つまり、顧客一人ひとりのライフスタイルやライフステージに合わせたデータドリブンなカスタマージャーニーの実現を描いているというわけだ。
また同社では、AI技術であるSalesforce Einsteinに期待をしている。「eコマースサイトでは、たとえばスポーツウエアやシューズのカスタムオーダーなど、よりパーソナルなニーズへの柔軟な対応も実現していきたいと考えています。

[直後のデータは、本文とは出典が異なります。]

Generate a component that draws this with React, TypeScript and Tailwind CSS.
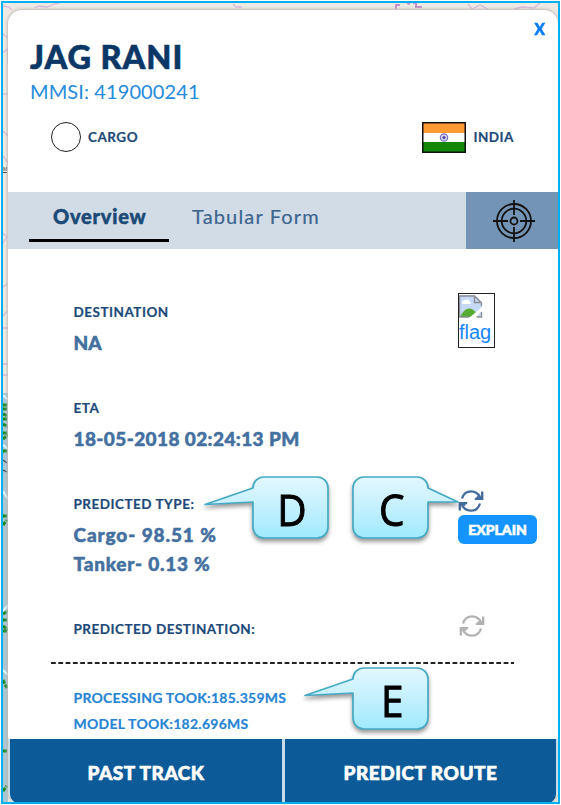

さらに一歩進めて、ビッグデータやAIを活用し、それぞれのお客様の潜在的なニーズを掘り起こし、最適な商品をプロアクティブに提案していけるようなアプローチといったものも想定しています」と同社の高野剛志氏は説明する。
このようにSalesforceは、ミズノの国内外における今後のビジネスを、eコマースやマーケティングをはじめとする領域でしっかりと支えていくプラットフォームとして、すでに不可欠な存在と目されている。
「デジタルビジネスの時代にあっても変わることのない、スポーツを通じて人々を幸せにしていきたいという理念にもとづく当社の実践を、Salesforceにはこれからもしっかりと支えていってもらえればと考えています」と最後に村田氏は語った。